Mindbreeze-Extension of the Sitemaps.org Protocol

With the Sitemaps.org protocol, web sites can be defined in a sitemap that should be crawled, e.g:

<?xml version="1.0" encoding="UTF-8"?>

<url>

<loc>http://www.example.com/</loc>

<changefreq>monthly</changefreq>

</url>

</urlset>

To define additional metadata and ACLs, there is a Mindbreeze extension. The following XML tags are additionally available:

<mes:meta>	optional	Can be defined multiple times within an <url> tag to define metadata. The following attributes are available: key (required): the name(=key) of the metadata aggregatable: true or false (default: false), depending on whether the metadata should be (dynamically) aggregated, e.g. to be able to filter in the search embeddings-computed: true or false (default: false), depending on whether sentence embeddings are to be calculated for the metadata in order to make the metadata available for the semantic search (NLQA).
<mes:value>	required	Can be defined multiple times within a <mes:meta> tag to define one or more values for a metadata format:number (default: not set). Determines whether the value should be interpreted as a number. By default, values are interpreted as strings. Notes: Numbers must be formatted in JSON Number format. (e.g.: 1234 or -12.42) If the value is not a valid number, a warning is logged and the value is interpreted as a string. Currently, the only allowed value of the format attribute is number. If the value is to be interpreted as a string, the format attribute must be omitted. (Default behavior)
<mes:annotated>	optional	Can be defined multiple times within a <mes:meta> tag to define one or more annotated values for a metadata
<mes:value>	required	Must be defined once within a <mes:annotated> tag to define the value being annotated. For annotated values, only string values are supported.
<mes:ctx-annotation>	optional	Can be defined multiple times within a <mes:annotated> tag to add annotations to the value. The following attributes are available: metakey (required): the name (key) of the annotation aggregatable: true or false (default: false), depending on whether the annotation should be (dynamically) aggregated, e.g. to be able to filter in the search
<mes:ref-annotation>	optional	Can be defined multiple times within a <mes:annotated> tag to add reference annotations to the metadata. The following attribute is available: metakey (required): the name (key) of the reference
<mes:acl>	optional	Can be used within a <mes:meta> tag to define ACLs. Note that this tag is only considered if the option "Enable Default ACLs" is activated (active by default). Please note that ACLs from sitemaps are not compatible with “Access Check Rules”.
<mes:grant>	optional	Can be defined multiple times within a <mes:acl> tag to grant access for a principal
<mes:deny>	optional	Can be defined multiple times within a <mes:acl> tag to deny access for a principal
<mes:require>	optional	Can be defined multiple times within a <mes:acl> tag to define in which groups a user must be. <mes:require> generally does not grant access, but denies access if the user is not in the group. Thus, after the last <mes:require> tag an additional <mes:grant> tag is necessary to grant access.

Example:

<?xml version="1.0" encoding="UTF-8" ?>

<urlset xmlns="http://www.sitemaps.org/schemas/sitemap/0.9"
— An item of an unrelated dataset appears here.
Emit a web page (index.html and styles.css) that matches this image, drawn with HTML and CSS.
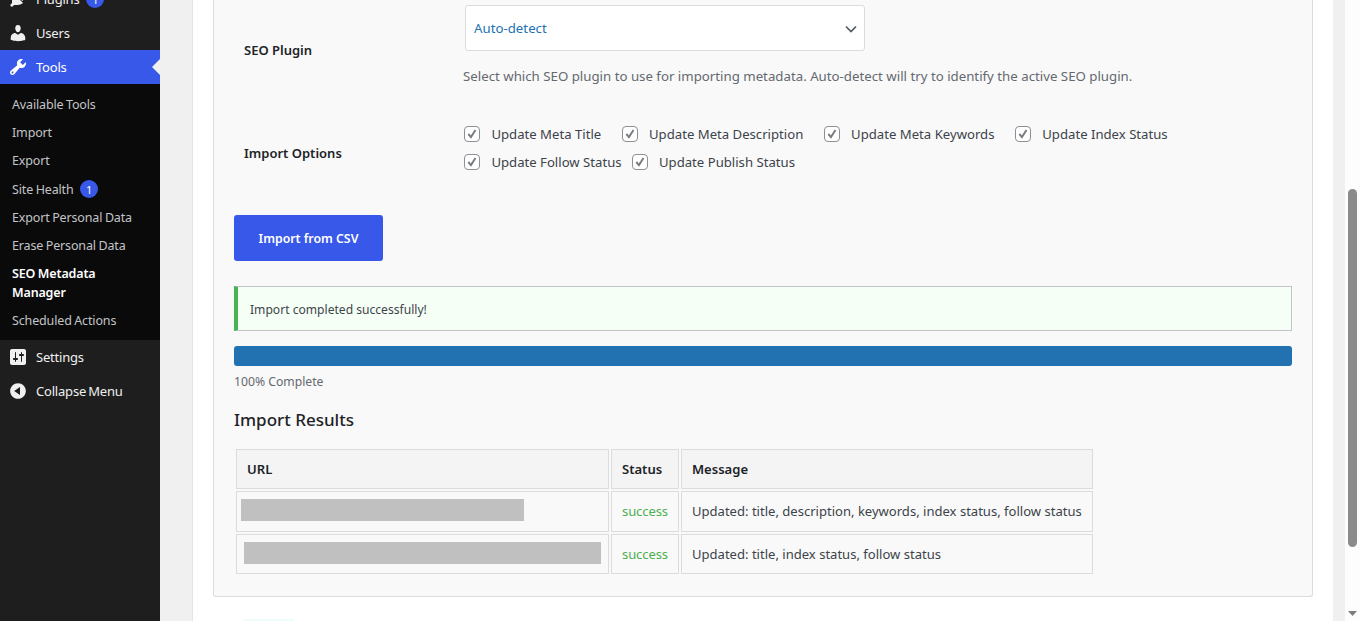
FILE: index.html
```html
<!DOCTYPE html>
<html lang="en">
  <head>
    <meta charset="UTF-8" />
    <title>SEO Metadata Manager</title>
    <link rel="stylesheet" href="styles.css">
  </head>
  <body>
    <nav class="sidebar">
      <ul class="menu">
        <li class="menu-item">
          <svg class="menu-icon" viewBox="0 0 20 20"><path d="M13.11 4.36L9.87 7.6 8 5.73l3.24-3.24c.35-.34 1.05-.2 1.56.32.52.51.66 1.21.31 1.55zm-8 1.77l.91-1.12 9.01 9.01-1.19.84c-.71.71-2.63 1.16-3.82 1.16H6.14L4.9 17.26c-.59.59-1.54.59-2.12 0-.59-.58-.59-1.53 0-2.12l1.24-1.24v-3.88c0-1.13.4-3.19 1.09-3.89zm7.26 3.97l3.24-3.24c.34-.35 1.04-.21 1.55.31.52.51.66 1.21.31 1.55l-3.24 3.25z"/></svg>
          Plugins <span class="count">1</span>
        </li>
        <li class="menu-item">
          <svg class="menu-icon" viewBox="0 0 20 20"><path d="M10 9.25c-2.27 0-2.73-3.44-2.73-3.44C7 4.02 7.82 2 9.97 2c2.16 0 2.98 2.02 2.71 3.81 0 0-.41 3.44-2.68 3.44zm0 2.57L12.72 10c2.39 0 4.52 2.33 4.52 4.53v2.49s-3.65 1.13-7.24 1.13c-3.65 0-7.24-1.13-7.24-1.13v-2.49c0-2.25 1.94-4.48 4.47-4.48z"/></svg>
          Users
        </li>
        <li class="menu-item current">
          <svg class="menu-icon" viewBox="0 0 20 20"><path d="M16.68 9.77c-1.34 1.34-3.3 1.67-4.95.99l-5.41 6.52c-.99.99-2.59.99-3.58 0s-.99-2.59 0-3.58l6.52-5.41c-.68-1.65-.35-3.61.99-4.95 1.28-1.28 3.12-1.62 4.72-1.06l-2.89 2.89 2.82 2.82 2.86-2.87c.53 1.58.18 3.39-1.08 4.65zM3.81 16.21c.4.39 1.04.39 1.43 0 .4-.4.4-1.04 0-1.43-.39-.4-1.03-.4-1.43 0-.39.39-.39 1.03 0 1.43z"/></svg>
          Tools
        </li>
        <li>
          <ul class="submenu">
            <li>Available Tools</li>
            <li>Import</li>
            <li>Export</li>
            <li>Site Health <span class="count">1</span></li>
            <li>Export Personal Data</li>
            <li>Erase Personal Data</li>
            <li class="active">SEO Metadata Manager</li>
            <li>Scheduled Actions</li>
          </ul>
        </li>
        <li class="menu-item">
          <svg class="menu-icon" viewBox="0 0 20 20"><path d="M18 16V4c0-1.1-.9-2-2-2H4c-1.1 0-2 .9-2 2v12c0 1.1.9 2 2 2h12c1.1 0 2-.9 2-2zM8 11h1c.55 0 1 .45 1 1s-.45 1-1 1H8v1.5c0 .28-.22.5-.5.5s-.5-.22-.5-.5V13H6c-.55 0-1-.45-1-1s.45-1 1-1h1V5.5c0-.28.22-.5.5-.5s.5.22.5.5V11zm5-2h-1c-.55 0-1-.45-1-1s.45-1 1-1h1V5.5c0-.28.22-.5.5-.5s.5.22.5.5V7h1c.55 0 1 .45 1 1s-.45 1-1 1h-1v5.5c0 .28-.22.5-.5.5s-.5-.22-.5-.5V9z"/></svg>
          Settings
        </li>
        <li class="menu-item">
          <svg class="menu-icon" viewBox="0 0 20 20"><path d="M10 2.16c4.33 0 7.84 3.51 7.84 7.84s-3.51 7.84-7.84 7.84S2.16 14.33 2.16 10 5.71 2.16 10 2.16zm2 11.72V6.12L6.18 9.97z"/></svg>
          Collapse Menu
        </li>
      </ul>
    </nav>

    <main class="content">
      <div class="wrap">
        <section class="panel">
          <div class="form-row plugin-row">
            <div class="form-label">SEO Plugin</div>
            <div class="form-field">
              <div class="select">
                Auto-detect
                <svg class="select-arrow" viewBox="0 0 12 8"><path d="M1 1.5l5 5 5-5" fill="none" stroke="#50575e" stroke-width="1.6"/></svg>
              </div>
              <p class="description">Select which SEO plugin to use for importing metadata. Auto-detect will try to identify the active SEO plugin.</p>
            </div>
          </div>

          <div class="form-row options-row">
            <div class="form-label">Import Options</div>
            <div class="checks">
              <label class="check"><span class="box"><svg viewBox="0 0 16 16"><path d="M3.8 8l3 3.5 5.2-8" fill="none" stroke="#777c80" stroke-width="2.2"/></svg></span>Update Meta Title</label>
              <label class="check"><span class="box"><svg viewBox="0 0 16 16"><path d="M3.8 8l3 3.5 5.2-8" fill="none" stroke="#777c80" stroke-width="2.2"/></svg></span>Update Meta Description</label>
              <label class="check"><span class="box"><svg viewBox="0 0 16 16"><path d="M3.8 8l3 3.5 5.2-8" fill="none" stroke="#777c80" stroke-width="2.2"/></svg></span>Update Meta Keywords</label>
              <label class="check"><span class="box"><svg viewBox="0 0 16 16"><path d="M3.8 8l3 3.5 5.2-8" fill="none" stroke="#777c80" stroke-width="2.2"/></svg></span>Update Index Status</label>
              <label class="check tight"><span class="box"><svg viewBox="0 0 16 16"><path d="M3.8 8l3 3.5 5.2-8" fill="none" stroke="#777c80" stroke-width="2.2"/></svg></span>Update Follow Status</label>
              <label class="check"><span class="box"><svg viewBox="0 0 16 16"><path d="M3.8 8l3 3.5 5.2-8" fill="none" stroke="#777c80" stroke-width="2.2"/></svg></span>Update Publish Status</label>
            </div>
          </div>

          <button class="import-btn">Import from CSV</button>

          <div class="notice">Import completed successfully!</div>

          <div class="progress"></div>
          <div class="progress-text">100% Complete</div>

          <h3 class="results-title">Import Results</h3>
          <table class="results">
            <thead>
              <tr>
                <th class="col-url">URL</th>
                <th class="col-status">Status</th>
                <th class="col-message">Message</th>
              </tr>
            </thead>
            <tbody>
              <tr class="row-first">
                <td class="url-cell"><span class="redacted first"></span></td>
                <td class="ok">success</td>
                <td>Updated: title, description, keywords, index status, follow status</td>
              </tr>
              <tr>
                <td class="url-cell"><span class="redacted second"></span></td>
                <td class="ok">success</td>
                <td>Updated: title, index status, follow status</td>
              </tr>
            </tbody>
          </table>
        </section>
        <div class="next-block"></div>
      </div>
    </main>

    <div class="scrollbar">
      <div class="thumb"></div>
      <svg class="scroll-arrow" viewBox="0 0 9 5"><path d="M0 0h9L4.5 5z"/></svg>
    </div>
  </body>
</html>
```

FILE: styles.css
```css
* {
  box-sizing: border-box;
}
html,
body {
  height: 100%;
}
body {
  margin: 0;
  display: flex;
  overflow: hidden;
  font-family: "Noto Sans", sans-serif;
  font-size: 13.25px;
  color: #3c434a;
  background-color: #f0f0f1;
}

/* admin menu */
.sidebar {
  width: 160px;
  flex-shrink: 0;
  background-color: #1e1e1e;
  color: #f0f0f1;
}
.menu,
.submenu {
  list-style: none;
  margin: 0;
  padding: 0;
}
.menu {
  margin-top: -18px;
}
.menu-item {
  position: relative;
  display: flex;
  align-items: center;
  height: 34px;
  padding-left: 8px;
  font-size: 13px;
  letter-spacing: -0.2px;
  word-spacing: -1px;
}
.menu-icon {
  width: 20px;
  height: 20px;
  margin-right: 8px;
  fill: #f0f0f1;
}
.menu-item .count {
  margin-left: 7px;
}
.menu-item.current {
  background-color: #3858e9;
  color: #fff;
}
.menu-item.current .menu-icon {
  fill: #fff;
}
.menu-item.current::after {
  content: "";
  position: absolute;
  right: 0;
  top: 9px;
  border: 8px solid transparent;
  border-right-color: #f0f0f1;
  border-left-width: 0;
}
.count {
  display: inline-flex;
  align-items: center;
  justify-content: center;
  width: 18px;
  height: 18px;
  margin-left: 4px;
  border-radius: 50%;
  background-color: #3858e9;
  color: #fff;
  font-size: 11px;
  letter-spacing: 0;
}
.submenu {
  padding: 11px 0 0.4px;
  background-color: #0a0a0a;
  color: #c3c4c7;
  font-size: 12.5px;
  letter-spacing: -0.15px;
  word-spacing: -0.5px;
}
.submenu li {
  padding: 0 12px 9.2px;
  line-height: 19px;
}
.submenu .active {
  color: #fff;
  font-weight: 600;
}

/* page content */
.content {
  flex: 1;
  min-width: 0;
  padding: 0 12px 0 32px;
}
.wrap {
  height: 100%;
  padding: 0 20px;
  background-color: #fff;
  border-left: 1px solid #e4e4e4;
}
.panel {
  height: 597px;
  padding: 0 20px;
  background-color: #f9f9f9;
  border: 1px solid #dcdcde;
  border-top: none;
  border-radius: 0 0 3px 3px;
}
.form-row {
  display: flex;
}
.form-label {
  width: 229px;
  padding-left: 10px;
  font-size: 13px;
  font-weight: 600;
  color: #1d2327;
}
.plugin-row {
  padding-top: 5px;
}
.plugin-row .form-label {
  padding-top: 36px;
}
.select {
  position: relative;
  display: flex;
  align-items: center;
  width: 400px;
  height: 46px;
  margin-left: 2px;
  padding-left: 8px;
  background-color: #fff;
  border: 1px solid #dcdcde;
  border-radius: 3px;
  color: #2271b1;
}
.select-arrow {
  position: absolute;
  right: 7px;
  top: 19px;
  width: 12px;
  height: 8px;
}
.description {
  margin: 16px 0 0;
  color: #646970;
}
.options-row {
  margin-top: 39px;
}
.options-row .form-label {
  padding-top: 20px;
}
.checks {
  display: flex;
  flex-wrap: wrap;
  width: 760px;
  row-gap: 8px;
  font-size: 13.15px;
}
.check {
  display: flex;
  align-items: center;
  height: 20px;
  margin-right: 19.4px;
  margin-left: 1px;
}
.check.tight {
  margin-right: 9px;
}
.box {
  width: 16px;
  height: 16px;
  margin-right: 11.4px;
  background-color: #fff;
  border: 1px solid #8c8f94;
  border-radius: 4px;
}
.box svg {
  display: block;
  width: 14px;
  height: 14px;
}
.import-btn {
  display: block;
  width: 149px;
  height: 46px;
  margin-top: 43px;
  padding: 0;
  border: none;
  border-radius: 3px;
  background-color: #3858e9;
  color: #fff;
  font-family: inherit;
  font-size: 12.3px;
  font-weight: 600;
}
.notice {
  height: 45px;
  margin-top: 25px;
  padding: 0 12px;
  line-height: 45px;
  background-color: #f6fff6;
  border: 1px solid #c3c4c7;
  border-left: 4px solid #46b450;
  font-size: 12.1px;
}
.progress {
  height: 20px;
  margin-top: 15px;
  background-color: #2271b1;
  border-radius: 3px;
}
.progress-text {
  margin-top: 7px;
  line-height: 18px;
  color: #646970;
  font-size: 12.2px;
}
.results-title {
  margin: 17px 0 0;
  line-height: 24px;
  font-size: 17px;
  font-weight: 500;
  color: #1d2327;
}
.results {
  margin-top: 15px;
  table-layout: fixed;
  width: 861px;
  border-spacing: 2px;
  font-size: 13.05px;
}
.results th,
.results td {
  padding: 0 10px;
  border: 1px solid #dcdcde;
  text-align: left;
}
.results th {
  height: 40px;
  padding-bottom: 1px;
  background-color: #f4f4f4;
  font-weight: 600;
  color: #1d2327;
}
.results td {
  height: 40px;
}
.results .row-first td {
  height: 41px;
  padding-bottom: 2px;
}
.col-url {
  width: 373px;
}
.col-status {
  width: 68px;
}
.col-message {
  width: 412px;
}
.results .url-cell {
  padding: 0;
}
.results .ok {
  color: #4caf50;
  letter-spacing: -0.1px;
}
.redacted {
  display: block;
  height: 22px;
  background-color: #c0c0c0;
}
.redacted.first {
  width: 283px;
  margin-left: 4px;
  margin-bottom: 2px;
}
.redacted.second {
  width: 357px;
  margin-left: 7px;
  margin-bottom: 2px;
}
.next-block {
  width: 50px;
  height: 2px;
  margin: 22px 0 0 31px;
  background-color: #eefcfc;
}

/* page scrollbar */
.scrollbar {
  position: relative;
  width: 15px;
  flex-shrink: 0;
  background-color: #fdfdfd;
}
.thumb {
  position: absolute;
  left: 3px;
  top: 189px;
  width: 9px;
  height: 358px;
  background-color: #8b8b8b;
  border-radius: 5px;
}
.scroll-arrow {
  position: absolute;
  left: 3px;
  bottom: 5px;
  width: 9px;
  height: 5px;
  fill: #7d7d7d;
}
```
xmlns:xsi="http://www.w3.org/2001/XMLSchema-instance"

xsi:schemaLocation="http://www.sitemaps.org/schemas/sitemap/0.9

http://www.sitemaps.org/schemas/sitemap/0.9/sitemap.xsd"
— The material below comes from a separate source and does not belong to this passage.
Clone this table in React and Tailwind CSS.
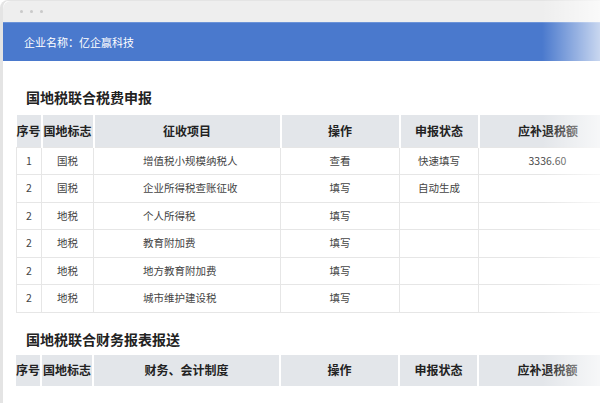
import React from 'react';

const rows1 = [
  { no: '1', tag: '国税', item: '增值税小规模纳税人', op: '查看', status: '快速填写', amount: '3336.60' },
  { no: '2', tag: '国税', item: '企业所得税查账征收', op: '填写', status: '自动生成', amount: '' },
  { no: '2', tag: '地税', item: '个人所得税', op: '填写', status: '', amount: '' },
  { no: '2', tag: '地税', item: '教育附加费', op: '填写', status: '', amount: '' },
  { no: '2', tag: '地税', item: '地方教育附加费', op: '填写', status: '', amount: '' },
  { no: '2', tag: '地税', item: '城市维护建设税', op: '填写', status: '', amount: '' },
];

const Cols = () => (
  <colgroup>
    <col className="w-[25px]" />
    <col className="w-[52px]" />
    <col className="w-[187px]" />
    <col className="w-[119px]" />
    <col className="w-[79px]" />
    <col className="w-[138px]" />
  </colgroup>
);

const Head = ({ third, h }) => (
  <thead>
    <tr className={`${h} bg-[#e3e6ea] text-[12px] font-bold text-[#222]`}>
      <th className="border-r-2 border-white font-bold">序号</th>
      <th className="border-r-2 border-white font-bold">国地标志</th>
      <th className="border-r-2 border-white font-bold">{third}</th>
      <th className="border-r-2 border-white font-bold">操作</th>
      <th className="border-r-2 border-white font-bold">申报状态</th>
      <th className="font-bold">应补退税额</th>
    </tr>
  </thead>
);

export default function App() {
  return (
    <div className="relative w-[600px] h-[403px] overflow-hidden bg-white" style={{ fontFamily: '"Noto Sans CJK SC", "Noto Sans", sans-serif' }}>
      <div className="h-full flex flex-col border-l-[3px] border-t border-[#e4e4e4] rounded-tl-lg">
        {/* window bar */}
        <div className="h-[21px] bg-[#eeeeee] flex items-center gap-[7px] pl-[17px] rounded-tl-lg">
          <span className="w-[3px] h-[3px] rounded-full bg-[#c9c9c9]" />
          <span className="w-[3px] h-[3px] rounded-full bg-[#c9c9c9]" />
          <span className="w-[3px] h-[3px] rounded-full bg-[#c9c9c9]" />
        </div>

        {/* blue header */}
        <div className="h-[39px] bg-[#4a79cd] border-t border-[#6b93d8] flex items-center pl-[21px] text-white text-[11px]">
          企业名称：亿企赢科技
        </div>

        {/* content */}
        <div className="pl-[13px]">
          <h2 className="mt-[26px] ml-[10px] text-[14px] font-bold text-[#222] leading-[20px]">国地税联合税费申报</h2>
          <table className="mt-[8px] w-[600px] table-fixed border-collapse text-center">
            <Cols />
            <Head third="征收项目" h="h-[32px]" />
            <tbody className="text-[10.5px] text-[#444]">
              {rows1.map((r, i) => (
                <tr key={i} className="h-[27.5px]">
                  <td className="border border-[#e6e6e6]">{r.no}</td>
                  <td className="border border-[#e6e6e6]">{r.tag}</td>
                  <td className="border border-[#e6e6e6] text-left pl-[49px]">{r.item}</td>
                  <td className="border border-[#e6e6e6]">{r.op}</td>
                  <td className="border border-[#e6e6e6]">{r.status}</td>
                  <td className="border border-[#e6e6e6]">{r.amount}</td>
                </tr>
              ))}
            </tbody>
          </table>

          <h2 className="mt-[16px] ml-[10px] text-[14px] font-bold text-[#222] leading-[20px]">国地税联合财务报表报送</h2>
          <table className="mt-[6px] w-[600px] table-fixed border-collapse text-center">
            <Cols />
            <Head third="财务、会计制度" h="h-[31px]" />
          </table>
        </div>
      </div>

      {/* right fade */}
      <div className="absolute right-0 top-0 h-full w-[58px] bg-gradient-to-l from-white/70 to-transparent pointer-events-none" />
    </div>
  );
}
xmlns:mes="tag:mindbreeze.com,2008:/indexing/interface">

<url>

<loc>https://www.mindbreeze.com</loc>;

<mes:meta key="breadcrumb">

<mes:value>Mindbreeze</mes:value>

<mes:value>Home</mes:value>

</mes:meta>

<mes:meta key="keywords" aggregatable="true">

<mes:value>Search Appliance</mes:value>

<mes:value>InSpire</mes:value>

<mes:value>Semantic Search</mes:value>

</mes:meta>

<mes:meta key="article_ean" aggregatable="true">

<mes:value format="number">4104420230262</mes:value>

<mes:value format="number">0883298182906</mes:value>

<mes:value format="number">4056489314097</mes:value>

</mes:meta>

<mes:meta key="parent">

<mes:annotated>

<mes:value>Main parent</mes:value>

<mes:ctx-annotation metakey="related" aggregatable="false">Fabasoft</mes:ctx-annotation>

<mes:ref-annotation metakey="parentkey">abcd.1.2.3.4</mes:ref-annotation>

</mes:annotated>

</mes:meta>

<mes:acl>

<mes:require>cn=domain users,cn=users,dc=mycompany,dc=com</mes:require>

<mes:deny>unauthorized</mes:deny>

<mes:grant>cn=marketing,cn=users,dc=mycompany,dc=com</mes:grant>

</mes:acl>

</url>

</urlset>

Default Content Type

The option “Default Content Type” can be used to set the MIME-Type for those documents for which the MIME-Type cannot be extracted from the HTTP-Header.

Resource Parameters

This section is visible only when the “Advanced Settings” mode is activated on the “Indices” tab.

Memory Profile	The InSpire profile is standard, if required, the resource-saving InSite profile can be used.
Number of Crawler Threads	The number of threads crawling the specified web page and allowed subpages in parallel.
Minimum Request Interval	Minimum delay in milliseconds between consecutive requests.
Maximum Request Interval	Maximum delay in milliseconds between consecutive requests.
Crawler Queue Size	Maximum number of documents in the queue that will be sent to the index.
Mindbreeze Dispatcher Thread Count	The number of threads that send data to the index in parallel.
Allowed Delete Ratio	Maximum allowed ratio of documents to be deleted in proportion to the number of documents in the index. Default value: 0.8. This is a function to prevent data loss in case of network failures or unintentional configuration changes. (e.g., if more than 0.8 (80%) of the document set would be deleted in a crawl run, the crawl run is automatically aborted to prevent data loss).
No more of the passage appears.